Enquanto ao estado de natureza, Rousseau imaginava ser tranquila onde imperava a paz e a igualdade entre os homens. Essa felicidade seria recorrente a ausência de propriedade, sendo essa coletiva e à serviço de todos. O surgimento e avanço da propriedade privada colocaria fim a esse estado de natureza, decorrendo disso o surgimento da divisão social do trabalho. Essa mudança dividiu os homens entre proprietários e não proprietários, subordinados e poderosos, ricos e pobres. Com o surgimento das desigualdades, surgem os conflitos e o aparecimento do Estado é a institucionalização do poder de um punhado de poderosos que utiliza dessa nova instituição o meio de proteger sua propriedade privada. Logo, Rousseau critica o contrato social instituído e propõe outro que realmente sirva a maioria. 

O Estado deve representar a maioria, então soberanas. As leis devem da voz a vontade geral, sendo a expressão dessa soberania. Para Rousseau a vontade geral não pode ser representada, é o próprio povo que deve participar das leis constituintes. O legislativo e o executivo apenas praticam as leis pensadas coletivamente pela maioria. Coletivista, propõe o fim da propriedade privada como meio de combater a desigualdade e instituir a liberdade. Apesar de um grande visionário, Rosseuau era pessimista as suas propostas. Para ele, os homens perderam sua liberdade desde o fim do estado de natureza e com isso as chagas como o individualismo e o egoísmo tornaram-se hegemônicas. Isso dificilmente seria revertido. Suas ideias foram bastante seguidas pelo setor mais revolucionário da Revolução Francesa, os chamados Jacobinos. 

06) "O Federalista": remédios republicanos para males republicanos - Fernando Papaterra Limongi - O capítulo trata dos teóricos chamados de federalistas que ajudaram na construção da primeira Constituição dos EUA, logo após a guerra civil que libertou o país do jugo inglês. Alexander Hamilton, James Madison e John Jay são os teóricos federalistas abordados. Madison é o autor mais focado, tendo em vista sua maior influência que os demais. Hamilton, centralizador, não teve muitas de suas ideias postas em prática. A base filosófica dos federalistas foi o filósofo francês Montesquieu, já resumido aqui. 

O federalismo norte-americano nasce através de acordos políticos entre os estados, representando a convivência desses estados com a União Federal.
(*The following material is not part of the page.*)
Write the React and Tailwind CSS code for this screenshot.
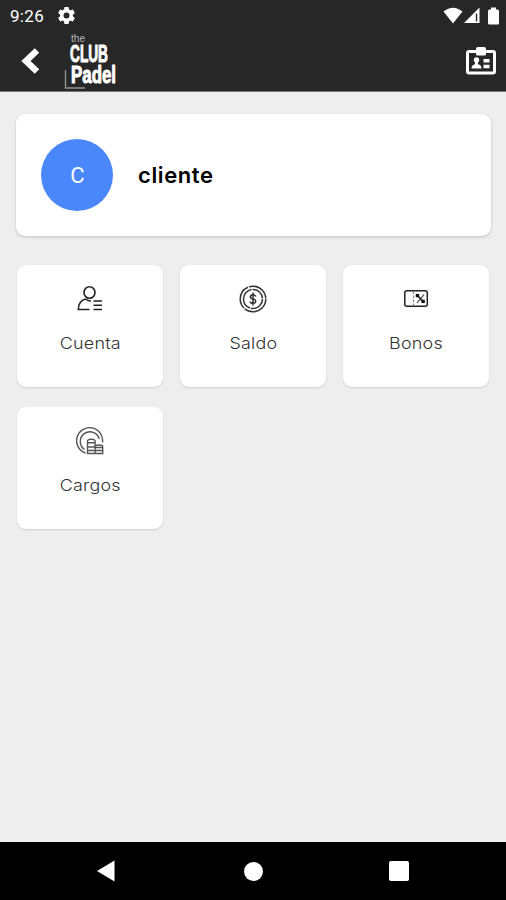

Para Madison, a natureza humana era ambiciosa e por isso a razão da presença de um Estado era primordial na manutenção da ordem. Esse Estado, todavia, não pode ser centralizador pois daria brecha para que os homens usurpassem do poder. Segundo ele, os homens são governados por outros homens e não por anjos, sendo então necessário regular a máquina estatal. Essa descentralização política ocorreria com base na separação dos poderes pensada por Montesquieu. A diferença é que nos EUA não se tinha condições de instaurar um "governo misto" aos moldes ingleses, onde o Estado fosse dividido entre nobreza, oligarquia e povo. Nessa separação de poderes é preciso cautela para que nenhum deles se sobreponha ao outro. Numa república, o legislativo tende a ter uma autonomia maior sendo necessário a criação de mecanismos como o Senado além de um fortalecimento do judiciário. A lógica é que um poder regule o outro. 
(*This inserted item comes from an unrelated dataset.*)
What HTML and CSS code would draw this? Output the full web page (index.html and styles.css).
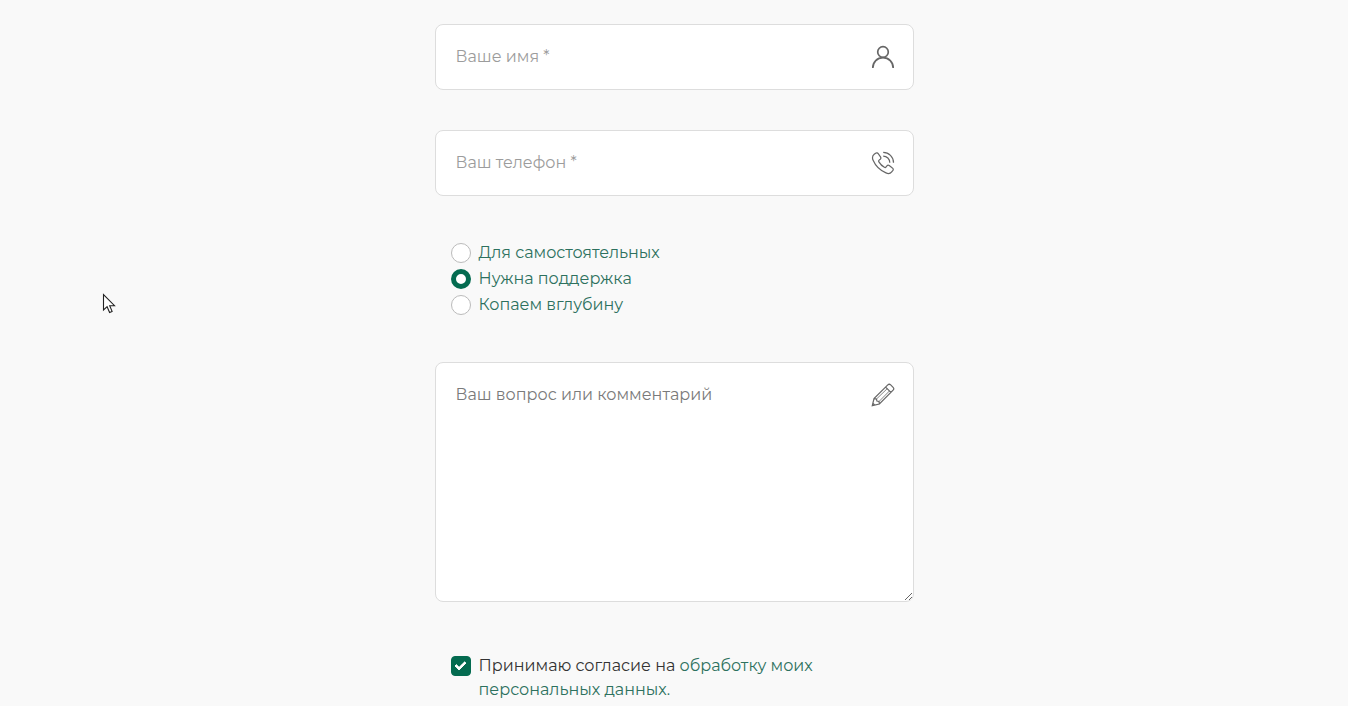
FILE: index.html
```
<!DOCTYPE html>
<html lang="ru">
<head>
<meta charset="utf-8">
<meta name="viewport" content="width=device-width, initial-scale=1">
<title>Форма заявки</title>
<link rel="stylesheet" href="styles.css">
</head>
<body>
<form class="form">
  <div class="field">
    <input class="control" type="text" placeholder="Ваше имя *" aria-label="Ваше имя">
    <svg class="icon" viewBox="0 0 24 24" aria-hidden="true"><circle cx="12" cy="7" r="5.3"/><path d="M1.800 23c0-6 4.400-10.400 10.200-10.400S22.200 17 22.200 23"/></svg>
  </div>
  <div class="field">
    <input class="control" type="tel" placeholder="Ваш телефон *" aria-label="Ваш телефон">
    <svg class="icon icon-thin" viewBox="0 0 24 24" aria-hidden="true"><path d="M3.200 3.300 4.600 2.200C5.500 1.500 6.600 1.800 7.200 2.600L9.500 5.800C10.100 6.700 9.900 7.600 9.200 8.200L8.100 9.100C7.500 9.600 7.500 10.200 7.900 10.900 9.200 13.100 11.200 15.100 13.400 16.300 14.100 16.700 14.700 16.500 15.100 15.900L15.900 14.900C16.500 14.200 17.400 14 18.200 14.600L21.400 16.900C22.300 17.500 22.500 18.600 21.900 19.400L20.700 20.900C19.400 22.500 17.200 22.900 15 21.900 9.400 19.600 4.400 14.600 2.100 9.300 1.100 7 1.500 4.700 3.200 3.300Z"/><path d="M12.200 1.400C17.900 1.400 22.500 6 22.500 11.700M12.200 5.100C15.900 5.100 18.800 8 18.800 11.700"/></svg>
  </div>
  <div class="options" role="radiogroup" aria-label="Тариф">
    <label class="option"><input class="mark radio" type="radio" name="plan"><span>Для самостоятельных</span></label>
    <label class="option"><input class="mark radio" type="radio" name="plan" checked><span>Нужна поддержка</span></label>
    <label class="option"><input class="mark radio" type="radio" name="plan"><span>Копаем вглубину</span></label>
  </div>
  <div class="field">
    <textarea class="control message" placeholder="Ваш вопрос или комментарий" aria-label="Ваш вопрос или комментарий"></textarea>
    <svg class="icon icon-thin" viewBox="0 0 24 24" aria-hidden="true"><path d="M1.300 22.700 3 15.600 16.800 1.900Q18.200.600 19.700 1.900L22.100 4.300Q23.500 5.800 22.100 7.200L8.400 21ZM3 15.600 5.500 16 5.900 18.100 8 18.500 8.400 21M14.600 4.100 19.900 9.400M1.900 20.200 3.800 22.100"/><path stroke-width=".8" d="M5.500 16 16.200 5.700M8 18.500 18.400 8"/></svg>
  </div>
  <div class="consent">
    <input class="mark check" id="consent" type="checkbox" checked>
    <label for="consent">Принимаю согласие на <a class="link" href="#">обработку моих персональных данных.</a></label>
  </div>
</form>
<svg class="cursor" viewBox="0 0 14 22" aria-hidden="true"><path d="M1.500 1.500V17L5.100 13.700 7.600 19.500 10.100 18.400 7.700 12.700H12.500Z"/></svg>
</body>
</html>
```
FILE: styles.css
```
*, *::before, *::after {
  box-sizing: border-box;
}

body {
  margin: 0;
  padding: 24px 16px 4px;
  background: #f9f9f9;
  color: #333;
  font: 400 16px/24px Montserrat, Inter, "Noto Sans", sans-serif;
}

.form {
  max-width: 479px;
  margin: 0 auto;
}

.field {
  display: grid;
}

.field + .field {
  margin-top: 40px;
}

.control {
  grid-area: 1 / 1;
  width: 100%;
  height: 66px;
  padding: 19px 56px 21px 20px;
  border: 1px solid #ddd;
  border-radius: 8px;
  background: #fff;
  color: #333;
  font: inherit;
}

.control::placeholder {
  color: #9c9c9c;
  opacity: 1;
}

.message {
  display: block;
  height: 240px;
  padding-top: 20px;
  resize: vertical;
}

.message::placeholder {
  color: #7a7a7a;
}

.icon {
  grid-area: 1 / 1;
  justify-self: end;
  width: 24px;
  height: 24px;
  margin: 21px 19px 0 0;
  fill: none;
  stroke: #666;
  stroke-width: 1.7;
  pointer-events: none;
}

.icon-thin {
  stroke-width: 1.2;
}

.options {
  display: grid;
  margin: 44px 16px;
}

.option {
  display: flex;
  align-items: center;
  gap: 8px;
  height: 26px;
  color: #2d715e;
}

.mark {
  flex: none;
  appearance: none;
  width: 20px;
  height: 20px;
  margin: 0;
  border: 1px solid #bbb;
  background: #fff;
}

.radio {
  border-radius: 50%;
}

.radio:checked {
  border: 5px solid #046b50;
}

.consent {
  display: flex;
  gap: 8px;
  max-width: 400px;
  margin: 52px 16px 0;
}

.check {
  display: grid;
  place-items: center;
  margin-top: 2px;
  border-radius: 4px;
}

.check:checked {
  border-color: #046b50;
  background: #046b50;
}

.check:checked::before {
  content: "";
  width: 11px;
  height: 7px;
  margin-bottom: 3px;
  border: solid #fff;
  border-width: 0 0 3px 3px;
  border-radius: 1px;
  transform: rotate(-45deg);
}

.link {
  color: #2d715e;
  text-decoration: none;
}

.cursor {
  position: absolute;
  top: 293px;
  left: 102px;
  width: 14px;
  height: 22px;
  fill: #fff;
  stroke: #222;
  stroke-width: 1.1;
  pointer-events: none;
}
```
Outro ponto discutido pelos federalistas são as facções, ou seja, a formação de oposição. A oposição é natural, tendo em vista a diversidade do pensamento humano e a desigual divisão da propriedade. Madison acreditava ser essencial dar voz a maioria, porém, governar para a maioria também seria uma forma de tirania. Logo, o remédio para males republicanos é buscar aumentar a área e o número de cidadãos sob a tutela do governo impedindo o desenvolvimento de qualquer extremismo.